**DATASET EXCERPTS**
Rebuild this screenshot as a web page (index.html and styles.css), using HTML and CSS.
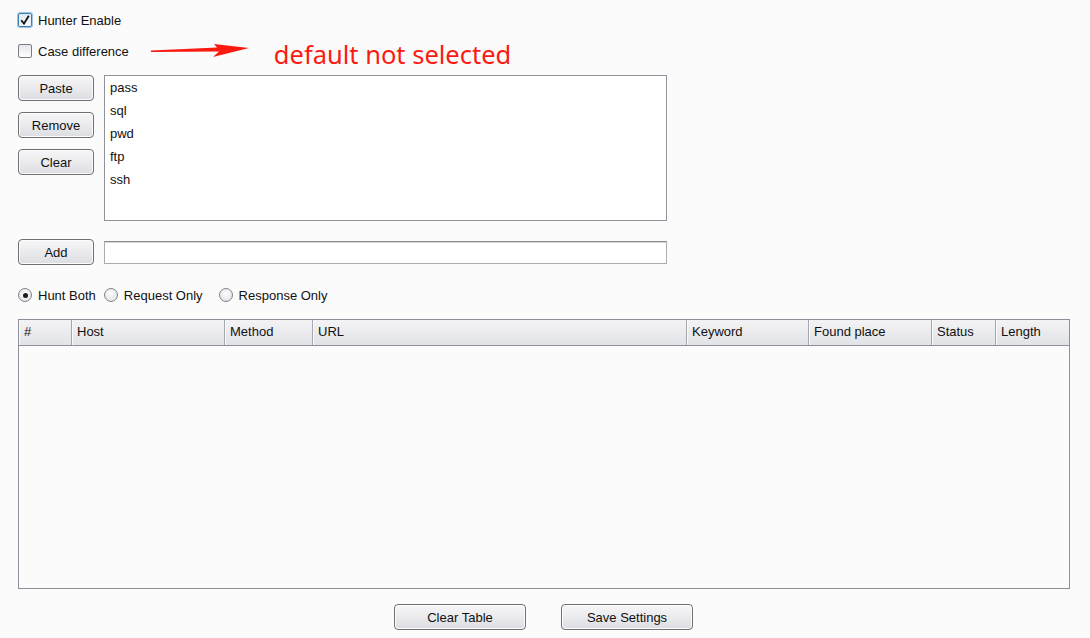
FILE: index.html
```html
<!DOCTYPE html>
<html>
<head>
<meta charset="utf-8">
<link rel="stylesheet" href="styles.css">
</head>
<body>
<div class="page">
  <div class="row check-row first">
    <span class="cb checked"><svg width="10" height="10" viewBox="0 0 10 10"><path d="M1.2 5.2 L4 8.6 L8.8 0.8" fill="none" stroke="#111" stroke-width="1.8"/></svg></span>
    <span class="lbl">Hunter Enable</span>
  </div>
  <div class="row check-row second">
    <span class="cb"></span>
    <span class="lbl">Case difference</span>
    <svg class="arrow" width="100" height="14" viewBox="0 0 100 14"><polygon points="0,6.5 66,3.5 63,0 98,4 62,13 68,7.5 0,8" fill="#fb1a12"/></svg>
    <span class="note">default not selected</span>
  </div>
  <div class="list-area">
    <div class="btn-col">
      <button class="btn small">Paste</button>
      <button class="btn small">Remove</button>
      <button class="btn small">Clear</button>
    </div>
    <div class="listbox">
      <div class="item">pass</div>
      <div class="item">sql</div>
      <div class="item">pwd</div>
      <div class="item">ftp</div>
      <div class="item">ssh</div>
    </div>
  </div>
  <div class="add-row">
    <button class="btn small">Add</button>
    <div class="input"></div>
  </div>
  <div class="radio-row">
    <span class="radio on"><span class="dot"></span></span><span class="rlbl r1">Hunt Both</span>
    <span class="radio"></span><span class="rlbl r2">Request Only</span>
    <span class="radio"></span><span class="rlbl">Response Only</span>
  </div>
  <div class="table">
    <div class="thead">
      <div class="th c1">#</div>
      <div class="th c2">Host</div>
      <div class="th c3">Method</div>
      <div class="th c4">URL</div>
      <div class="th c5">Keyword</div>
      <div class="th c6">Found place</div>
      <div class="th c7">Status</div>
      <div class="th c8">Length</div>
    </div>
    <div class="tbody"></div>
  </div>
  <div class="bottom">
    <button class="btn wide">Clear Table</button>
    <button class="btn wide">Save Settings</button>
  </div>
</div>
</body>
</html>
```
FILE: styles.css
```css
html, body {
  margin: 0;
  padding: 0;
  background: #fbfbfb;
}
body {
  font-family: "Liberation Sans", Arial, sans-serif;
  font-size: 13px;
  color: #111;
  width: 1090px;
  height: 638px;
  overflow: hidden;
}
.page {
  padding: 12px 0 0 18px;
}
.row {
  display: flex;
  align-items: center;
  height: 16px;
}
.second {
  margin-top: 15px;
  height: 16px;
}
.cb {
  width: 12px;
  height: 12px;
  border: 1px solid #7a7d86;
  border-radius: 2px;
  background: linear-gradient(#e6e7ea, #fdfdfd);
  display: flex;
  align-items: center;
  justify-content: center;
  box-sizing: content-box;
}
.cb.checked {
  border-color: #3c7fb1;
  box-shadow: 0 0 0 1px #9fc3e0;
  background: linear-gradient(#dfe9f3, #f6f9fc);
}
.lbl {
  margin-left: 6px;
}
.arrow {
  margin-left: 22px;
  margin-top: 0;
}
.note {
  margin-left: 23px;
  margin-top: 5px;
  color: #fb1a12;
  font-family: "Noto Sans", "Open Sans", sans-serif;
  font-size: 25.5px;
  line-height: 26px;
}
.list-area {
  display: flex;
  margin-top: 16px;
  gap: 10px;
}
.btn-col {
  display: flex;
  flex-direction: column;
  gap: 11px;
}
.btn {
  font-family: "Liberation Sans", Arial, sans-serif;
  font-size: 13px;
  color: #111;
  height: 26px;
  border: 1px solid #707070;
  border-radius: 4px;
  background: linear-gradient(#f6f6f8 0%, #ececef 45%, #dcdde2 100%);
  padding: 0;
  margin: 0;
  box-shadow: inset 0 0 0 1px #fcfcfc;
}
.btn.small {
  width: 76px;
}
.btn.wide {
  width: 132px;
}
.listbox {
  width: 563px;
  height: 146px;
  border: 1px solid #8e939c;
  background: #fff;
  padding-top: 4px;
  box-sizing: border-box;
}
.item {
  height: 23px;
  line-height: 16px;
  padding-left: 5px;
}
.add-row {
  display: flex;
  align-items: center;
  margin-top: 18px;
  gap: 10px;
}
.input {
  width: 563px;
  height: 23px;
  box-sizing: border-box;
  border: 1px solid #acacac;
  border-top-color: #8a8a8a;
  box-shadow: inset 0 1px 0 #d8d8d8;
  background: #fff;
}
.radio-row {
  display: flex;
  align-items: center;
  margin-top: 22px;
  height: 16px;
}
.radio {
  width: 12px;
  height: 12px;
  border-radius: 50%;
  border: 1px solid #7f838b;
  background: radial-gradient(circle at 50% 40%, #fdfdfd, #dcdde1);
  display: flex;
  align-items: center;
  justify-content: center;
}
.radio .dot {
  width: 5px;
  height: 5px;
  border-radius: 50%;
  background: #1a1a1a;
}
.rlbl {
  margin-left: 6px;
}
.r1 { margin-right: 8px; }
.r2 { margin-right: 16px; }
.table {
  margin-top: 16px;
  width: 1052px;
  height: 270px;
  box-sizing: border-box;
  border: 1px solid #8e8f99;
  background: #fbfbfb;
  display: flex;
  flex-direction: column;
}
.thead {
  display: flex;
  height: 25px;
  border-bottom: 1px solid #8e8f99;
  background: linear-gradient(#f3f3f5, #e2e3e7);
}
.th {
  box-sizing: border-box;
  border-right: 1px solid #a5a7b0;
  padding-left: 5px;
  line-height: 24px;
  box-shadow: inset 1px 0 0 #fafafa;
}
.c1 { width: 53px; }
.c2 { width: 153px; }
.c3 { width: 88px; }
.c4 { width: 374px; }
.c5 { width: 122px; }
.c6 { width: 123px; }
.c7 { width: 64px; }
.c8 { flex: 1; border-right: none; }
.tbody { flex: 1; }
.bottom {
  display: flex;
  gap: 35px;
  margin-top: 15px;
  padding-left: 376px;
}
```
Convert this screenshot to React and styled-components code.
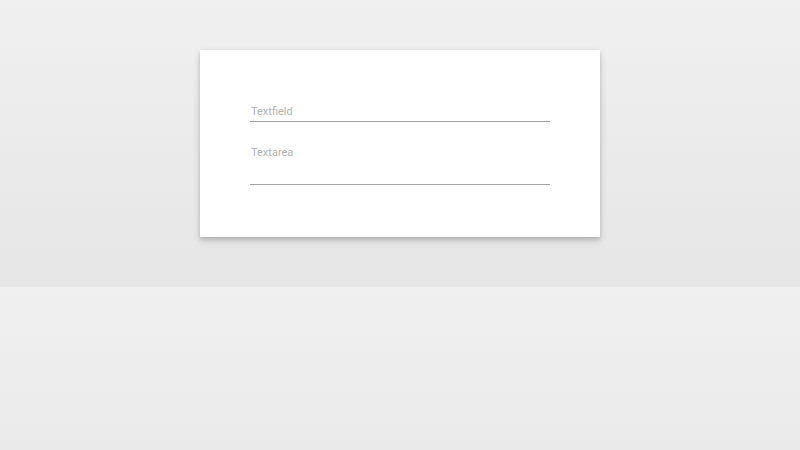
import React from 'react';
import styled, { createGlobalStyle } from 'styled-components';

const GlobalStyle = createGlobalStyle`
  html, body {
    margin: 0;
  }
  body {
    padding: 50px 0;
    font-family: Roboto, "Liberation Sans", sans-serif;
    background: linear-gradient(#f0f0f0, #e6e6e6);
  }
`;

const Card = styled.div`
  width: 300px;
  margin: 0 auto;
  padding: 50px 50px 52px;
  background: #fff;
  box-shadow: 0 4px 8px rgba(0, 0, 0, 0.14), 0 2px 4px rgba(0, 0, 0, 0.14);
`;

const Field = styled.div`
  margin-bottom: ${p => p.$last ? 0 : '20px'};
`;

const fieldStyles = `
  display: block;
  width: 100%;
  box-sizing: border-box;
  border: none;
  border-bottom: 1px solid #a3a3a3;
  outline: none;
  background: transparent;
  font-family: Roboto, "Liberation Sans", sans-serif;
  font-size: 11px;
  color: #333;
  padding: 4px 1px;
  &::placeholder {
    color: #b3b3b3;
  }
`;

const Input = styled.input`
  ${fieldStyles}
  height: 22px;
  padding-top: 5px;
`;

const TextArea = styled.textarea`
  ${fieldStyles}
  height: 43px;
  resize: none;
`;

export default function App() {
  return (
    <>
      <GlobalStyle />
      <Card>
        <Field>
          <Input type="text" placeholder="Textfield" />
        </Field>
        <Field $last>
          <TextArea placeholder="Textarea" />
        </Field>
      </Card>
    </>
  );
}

**YOUR TASK**
Write out all the entries exactly, except for the pictures.

**REPLY TO THE EXERCISE**
Rebuild this screenshot as a web page (index.html and styles.css), using HTML and CSS.
FILE: index.html
```html
<!DOCTYPE html>
<html>
<head>
<meta charset="utf-8">
<link rel="stylesheet" href="styles.css">
</head>
<body>
<div class="page">
  <div class="row check-row first">
    <span class="cb checked"><svg width="10" height="10" viewBox="0 0 10 10"><path d="M1.2 5.2 L4 8.6 L8.8 0.8" fill="none" stroke="#111" stroke-width="1.8"/></svg></span>
    <span class="lbl">Hunter Enable</span>
  </div>
  <div class="row check-row second">
    <span class="cb"></span>
    <span class="lbl">Case difference</span>
    <svg class="arrow" width="100" height="14" viewBox="0 0 100 14"><polygon points="0,6.5 66,3.5 63,0 98,4 62,13 68,7.5 0,8" fill="#fb1a12"/></svg>
    <span class="note">default not selected</span>
  </div>
  <div class="list-area">
    <div class="btn-col">
      <button class="btn small">Paste</button>
      <button class="btn small">Remove</button>
      <button class="btn small">Clear</button>
    </div>
    <div class="listbox">
      <div class="item">pass</div>
      <div class="item">sql</div>
      <div class="item">pwd</div>
      <div class="item">ftp</div>
      <div class="item">ssh</div>
    </div>
  </div>
  <div class="add-row">
    <button class="btn small">Add</button>
    <div class="input"></div>
  </div>
  <div class="radio-row">
    <span class="radio on"><span class="dot"></span></span><span class="rlbl r1">Hunt Both</span>
    <span class="radio"></span><span class="rlbl r2">Request Only</span>
    <span class="radio"></span><span class="rlbl">Response Only</span>
  </div>
  <div class="table">
    <div class="thead">
      <div class="th c1">#</div>
      <div class="th c2">Host</div>
      <div class="th c3">Method</div>
      <div class="th c4">URL</div>
      <div class="th c5">Keyword</div>
      <div class="th c6">Found place</div>
      <div class="th c7">Status</div>
      <div class="th c8">Length</div>
    </div>
    <div class="tbody"></div>
  </div>
  <div class="bottom">
    <button class="btn wide">Clear Table</button>
    <button class="btn wide">Save Settings</button>
  </div>
</div>
</body>
</html>
```
FILE: styles.css
```css
html, body {
  margin: 0;
  padding: 0;
  background: #fbfbfb;
}
body {
  font-family: "Liberation Sans", Arial, sans-serif;
  font-size: 13px;
  color: #111;
  width: 1090px;
  height: 638px;
  overflow: hidden;
}
.page {
  padding: 12px 0 0 18px;
}
.row {
  display: flex;
  align-items: center;
  height: 16px;
}
.second {
  margin-top: 15px;
  height: 16px;
}
.cb {
  width: 12px;
  height: 12px;
  border: 1px solid #7a7d86;
  border-radius: 2px;
  background: linear-gradient(#e6e7ea, #fdfdfd);
  display: flex;
  align-items: center;
  justify-content: center;
  box-sizing: content-box;
}
.cb.checked {
  border-color: #3c7fb1;
  box-shadow: 0 0 0 1px #9fc3e0;
  background: linear-gradient(#dfe9f3, #f6f9fc);
}
.lbl {
  margin-left: 6px;
}
.arrow {
  margin-left: 22px;
  margin-top: 0;
}
.note {
  margin-left: 23px;
  margin-top: 5px;
  color: #fb1a12;
  font-family: "Noto Sans", "Open Sans", sans-serif;
  font-size: 25.5px;
  line-height: 26px;
}
.list-area {
  display: flex;
  margin-top: 16px;
  gap: 10px;
}
.btn-col {
  display: flex;
  flex-direction: column;
  gap: 11px;
}
.btn {
  font-family: "Liberation Sans", Arial, sans-serif;
  font-size: 13px;
  color: #111;
  height: 26px;
  border: 1px solid #707070;
  border-radius: 4px;
  background: linear-gradient(#f6f6f8 0%, #ececef 45%, #dcdde2 100%);
  padding: 0;
  margin: 0;
  box-shadow: inset 0 0 0 1px #fcfcfc;
}
.btn.small {
  width: 76px;
}
.btn.wide {
  width: 132px;
}
.listbox {
  width: 563px;
  height: 146px;
  border: 1px solid #8e939c;
  background: #fff;
  padding-top: 4px;
  box-sizing: border-box;
}
.item {
  height: 23px;
  line-height: 16px;
  padding-left: 5px;
}
.add-row {
  display: flex;
  align-items: center;
  margin-top: 18px;
  gap: 10px;
}
.input {
  width: 563px;
  height: 23px;
  box-sizing: border-box;
  border: 1px solid #acacac;
  border-top-color: #8a8a8a;
  box-shadow: inset 0 1px 0 #d8d8d8;
  background: #fff;
}
.radio-row {
  display: flex;
  align-items: center;
  margin-top: 22px;
  height: 16px;
}
.radio {
  width: 12px;
  height: 12px;
  border-radius: 50%;
  border: 1px solid #7f838b;
  background: radial-gradient(circle at 50% 40%, #fdfdfd, #dcdde1);
  display: flex;
  align-items: center;
  justify-content: center;
}
.radio .dot {
  width: 5px;
  height: 5px;
  border-radius: 50%;
  background: #1a1a1a;
}
.rlbl {
  margin-left: 6px;
}
.r1 { margin-right: 8px; }
.r2 { margin-right: 16px; }
.table {
  margin-top: 16px;
  width: 1052px;
  height: 270px;
  box-sizing: border-box;
  border: 1px solid #8e8f99;
  background: #fbfbfb;
  display: flex;
  flex-direction: column;
}
.thead {
  display: flex;
  height: 25px;
  border-bottom: 1px solid #8e8f99;
  background: linear-gradient(#f3f3f5, #e2e3e7);
}
.th {
  box-sizing: border-box;
  border-right: 1px solid #a5a7b0;
  padding-left: 5px;
  line-height: 24px;
  box-shadow: inset 1px 0 0 #fafafa;
}
.c1 { width: 53px; }
.c2 { width: 153px; }
.c3 { width: 88px; }
.c4 { width: 374px; }
.c5 { width: 122px; }
.c6 { width: 123px; }
.c7 { width: 64px; }
.c8 { flex: 1; border-right: none; }
.tbody { flex: 1; }
.bottom {
  display: flex;
  gap: 35px;
  margin-top: 15px;
  padding-left: 376px;
}
```
Convert this screenshot to React and styled-components code.
import React from 'react';
import styled, { createGlobalStyle } from 'styled-components';

const GlobalStyle = createGlobalStyle`
  html, body {
    margin: 0;
  }
  body {
    padding: 50px 0;
    font-family: Roboto, "Liberation Sans", sans-serif;
    background: linear-gradient(#f0f0f0, #e6e6e6);
  }
`;

const Card = styled.div`
  width: 300px;
  margin: 0 auto;
  padding: 50px 50px 52px;
  background: #fff;
  box-shadow: 0 4px 8px rgba(0, 0, 0, 0.14), 0 2px 4px rgba(0, 0, 0, 0.14);
`;

const Field = styled.div`
  margin-bottom: ${p => p.$last ? 0 : '20px'};
`;

const fieldStyles = `
  display: block;
  width: 100%;
  box-sizing: border-box;
  border: none;
  border-bottom: 1px solid #a3a3a3;
  outline: none;
  background: transparent;
  font-family: Roboto, "Liberation Sans", sans-serif;
  font-size: 11px;
  color: #333;
  padding: 4px 1px;
  &::placeholder {
    color: #b3b3b3;
  }
`;

const Input = styled.input`
  ${fieldStyles}
  height: 22px;
  padding-top: 5px;
`;

const TextArea = styled.textarea`
  ${fieldStyles}
  height: 43px;
  resize: none;
`;

export default function App() {
  return (
    <>
      <GlobalStyle />
      <Card>
        <Field>
          <Input type="text" placeholder="Textfield" />
        </Field>
        <Field $last>
          <TextArea placeholder="Textarea" />
        </Field>
      </Card>
    </>
  );
}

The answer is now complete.